Big Brother Is Listening on NJ Transit Light-Rail Trains

A New Jersey light rail train.

It’s increasingly understood that what you do in public may be caught on a security camera, but on some NJ Transit light-rail trains, what you say may be recorded as well. Both video and audio surveillance systems are already in use inside train cars on the River Line, meaning that the transportation agency has the ability to listen in on conversations between passengers. NJ.com reports that transit officials say the audio surveillance is necessary to fight crime, but as more of the systems are installed on trains, critics say it’s an invasion of privacy.

You expect some privacy,” Ed Barocas, legal director of the state American Civil Liberties Union, told NJ.com. “You don’t have it if you are yelling across the car. If you’re sitting next to a person and talking to them and you don’t know there is a microphone picking up your conversation, our laws say you have a right to a private conversation.”

All trains with the surveillance systems have a sign informing passengers that both video and audio is being recorded inside the car. But Len Resto, the president of the New Jersey Association of Railroad Passengers, believes that the signs should more clearly state that conversations are being recorded. “The sign should say more,” Resto told NJ.com. “It should say it’s on 24/7. It should state what it is.”

An NJ Transit spokesperson says that the agency is in the process of completing the installation of video and audio surveillance systems inside of cars on its light-rail fleet.

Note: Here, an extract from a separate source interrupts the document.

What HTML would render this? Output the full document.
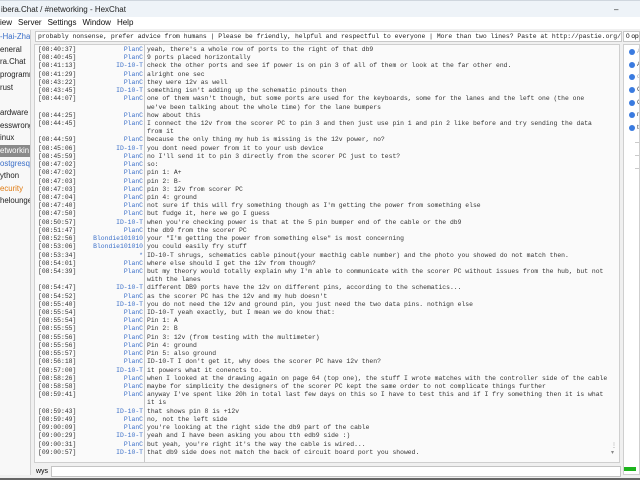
<!DOCTYPE html>
<html><head><meta charset="utf-8"><style>
*{margin:0;padding:0;box-sizing:border-box}
body{width:640px;height:480px;overflow:hidden;background:#f0f0f0;font-family:"Liberation Sans",sans-serif;position:relative}
.abs{position:absolute}
#title{left:0;top:0;width:640px;height:17px;background:#eef3f8;font-size:8px;color:#222;line-height:17px;padding-left:1px;border-top:1px solid #cfd6de}
#menu{left:0;top:17px;width:640px;height:12px;background:#fff;font-size:8px;line-height:12px;color:#111}
#menu span{margin-right:6px}
#left{left:0;top:30px;width:31px;height:445px;background:#f8f8f8;border-right:1px solid #d0d0d0;font-size:7.8px;overflow:hidden}
#left div{position:absolute;left:0;white-space:nowrap;height:12px;line-height:12px;width:31px;color:#222}
#topic{left:35px;top:31px;width:587px;height:11px;background:#fff;border:1px solid #c8c8c8;font-family:"Liberation Mono",monospace;font-size:6.4px;line-height:9px;padding-left:2px;white-space:nowrap;overflow:hidden;color:#222}
#chat{left:34px;top:44px;width:586px;height:419px;background:#fafafa;border:1px solid #cfcfcf;overflow:hidden}
#sep{left:144px;top:45px;width:1px;height:417px;background:#c8c8c8}
.l{position:absolute;left:3px;height:8.22px;font-family:"Liberation Mono",monospace;font-size:6.4px;line-height:8.22px;white-space:pre;color:#333}
.t{position:absolute;left:0}
.n{position:absolute;right:-105px;width:60px;text-align:right;color:#3b6fc8}
.m{position:absolute;left:109px}
#input{left:51px;top:466px;width:570px;height:11px;background:#fff;border:1px solid #c4c4c4}
#ulist{left:623px;top:44px;width:17px;height:431px;background:#fff;border:1px solid #cfcfcf;overflow:hidden;font-size:6.5px}
.dot{position:absolute;left:5px;width:6px;height:6px;border-radius:50%;background:#3a7be0}
.u{position:absolute;left:13px;color:#444;line-height:8px}
</style></head><body>
<div id="title" class="abs">ibera.Chat / #networking - HexChat<span style="position:absolute;left:614px;top:0">–</span></div>
<div id="menu" class="abs"><span>iew</span><span>Server</span><span>Settings</span><span>Window</span><span>Help</span></div>
<div id="left" class="abs">
<div style="top:1px;color:#3b6fc8">-Hai-Zha</div>
<div style="top:14px">eneral</div>
<div style="top:26px">ra.Chat</div>
<div style="top:39px">programm</div>
<div style="top:52px">rust</div>
<div style="top:77px">ardware</div>
<div style="top:90px">esswrong</div>
<div style="top:102px">inux</div>
<div style="top:115px;background:#8a8a8a;color:#fff">etworkin</div>
<div style="top:128px;color:#3b6fc8">ostgresq</div>
<div style="top:140px">ython</div>
<div style="top:153px;color:#e07a10">ecurity</div>
<div style="top:165px">helounge</div>
</div>
<div id="topic" class="abs">probably nonsense, prefer advice from humans | Please be friendly, helpful and respectful to everyone | More than two lines? Paste at http://pastie.org/</div>
<div class="abs" style="left:623px;top:31px;width:17px;height:11px;background:#fff;border:1px solid #c8c8c8;font-size:6.5px;line-height:9px;padding-left:2px;overflow:hidden;white-space:nowrap">0 op</div>
<div id="chat" class="abs">
<div id="lines"></div>
<div class="abs" style="right:2px;bottom:6px;font-size:6px;color:#888">⋮<br>▾</div>
</div>
<div id="sep" class="abs"></div>
<div class="abs" style="left:36px;top:466px;font-size:7px;line-height:11px">wys</div>
<div id="input" class="abs"></div>
<div id="ulist" class="abs">
<div class="dot" style="top:4px"></div><div class="dot" style="top:17px"></div><div class="dot" style="top:29px"></div><div class="dot" style="top:42px"></div><div class="dot" style="top:55px"></div><div class="dot" style="top:67px"></div><div class="dot" style="top:80px"></div>
<div class="u" style="top:3px;color:#aaa">A</div><div class="u" style="top:16px">A</div><div class="u" style="top:28px;color:#aaa">c</div><div class="u" style="top:41px">C</div><div class="u" style="top:54px">C</div><div class="u" style="top:66px">m</div><div class="u" style="top:79px">t</div>
<div class="u" style="top:94px;left:11px;color:#888">—</div><div class="u" style="top:107px;left:11px;color:#888">—</div><div class="u" style="top:120px;left:11px;color:#888">—</div>
</div>
<div class="abs" style="left:624px;top:467px;width:12px;height:4px;background:#1db41d"></div>
<div class="abs" style="left:0;top:478px;width:640px;height:2px;background:#666"></div>
<script>
var L=[
["08:40:37","PlanC","yeah, there's a whole row of ports to the right of that db9"],
["08:40:45","PlanC","9 ports placed horizontally"],
["08:41:13","ID-10-T","check the other ports and see if power is on pin 3 of all of them or look at the far other end."],
["08:41:29","PlanC","alright one sec"],
["08:43:22","PlanC","they were 12v as well"],
["08:43:45","ID-10-T","something isn't adding up the schematic pinouts then"],
["08:44:07","PlanC","one of them wasn't though, but some ports are used for the keyboards, some for the lanes and the left one (the one"],
["","","we've been talking about the whole time) for the lane bumpers"],
["08:44:25","PlanC","how about this"],
["08:44:45","PlanC","I connect the 12v from the scorer PC to pin 3 and then just use pin 1 and pin 2 like before and try sending the data"],
["","","from it"],
["08:44:59","PlanC","because the only thing my hub is missing is the 12v power, no?"],
["08:45:06","ID-10-T","you dont need power from it to your usb device"],
["08:45:59","PlanC","no I'll send it to pin 3 directly from the scorer PC just to test?"],
["08:47:02","PlanC","so:"],
["08:47:02","PlanC","pin 1: A+"],
["08:47:03","PlanC","pin 2: B-"],
["08:47:03","PlanC","pin 3: 12v from scorer PC"],
["08:47:04","PlanC","pin 4: ground"],
["08:47:40","PlanC","not sure if this will fry something though as I'm getting the power from something else"],
["08:47:50","PlanC","but fudge it, here we go I guess"],
["08:50:57","ID-10-T","when you're checking power is that at the 5 pin bumper end of the cable or the db9"],
["08:51:47","PlanC","the db9 from the scorer PC"],
["08:52:56","Blondie101010","your \"I'm getting the power from something else\" is most concerning"],
["08:53:06","Blondie101010","you could easily fry stuff"],
["08:53:34","*","ID-10-T shrugs, schematics cable pinout(your macthig cable number) and the photo you showed do not match then."],
["08:54:01","PlanC","where else should I get the 12v from though?"],
["08:54:39","PlanC","but my theory would totally explain why I'm able to communicate with the scorer PC without issues from the hub, but not"],
["","","with the lanes"],
["08:54:47","ID-10-T","different DB9 ports have the 12v on different pins, according to the schematics..."],
["08:54:52","PlanC","as the scorer PC has the 12v and my hub doesn't"],
["08:55:40","ID-10-T","you do not need the 12v and ground pin, you just need the two data pins. nothign else"],
["08:55:54","PlanC","ID-10-T yeah exactly, but I mean we do know that:"],
["08:55:54","PlanC","Pin 1: A"],
["08:55:55","PlanC","Pin 2: B"],
["08:55:56","PlanC","Pin 3: 12v (from testing with the multimeter)"],
["08:55:56","PlanC","Pin 4: ground"],
["08:55:57","PlanC","Pin 5: also ground"],
["08:56:18","PlanC","ID-10-T I don't get it, why does the scorer PC have 12v then?"],
["08:57:00","ID-10-T","it powers what it conencts to."],
["08:58:26","PlanC","when I looked at the drawing again on page 64 (top one), the stuff I wrote matches with the controller side of the cable"],
["08:58:58","PlanC","maybe for simplicity the designers of the scorer PC kept the same order to not complicate things further"],
["08:59:41","PlanC","anyway I've spent like 20h in total last few days on this so I have to test this and if I fry something then it is what"],
["","","it is"],
["08:59:43","ID-10-T","that shows pin 8 is +12v"],
["08:59:49","PlanC","no, not the left side"],
["09:00:09","PlanC","you're looking at the right side the db9 part of the cable"],
["09:00:29","ID-10-T","yeah and I have been asking you abou tth edb9 side :)"],
["09:00:31","PlanC","but yeah, you're right it's the way the cable is wired..."],
["09:00:57","ID-10-T","that db9 side does not match the back of circuit board port you showed."]];
var h="";
function esc(s){return s.replace(/&/g,"&amp;").replace(/</g,"&lt;").replace(/"/g,"&quot;");}
for(var i=0;i<L.length;i++){var r=L[i];var y=(1+i*8.22).toFixed(2);
h+='<div class="l" style="top:'+y+'px"><span class="t">'+(r[0]?'['+r[0]+']':'')+'</span><span class="n">'+esc(r[1])+'</span><span class="m">'+esc(r[2])+'</span></div>';}
document.getElementById("lines").innerHTML=h;
</script>
</body></html>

They’ve already been installed on the River Line cars (at a cost of $750,000), and are being installed now on the Hudson-Bergen and Newark light rails (for another $1.9 million, funded by a federal Homeland Security grant).

Passengers have repeatedly told the agency that security is a priority in the quarterly scorecard surveys of riders, Jim Smith, an NJ Transit spokesperson, told NJ.com. “The onboard surveillance systems are also a deterrent for crime and unruly behavior.”

Smith declined to tell the site what NJ Transit’s policies are for storing surveillance recordings, who has access to them, and whether they are destroyed after a certain period of time.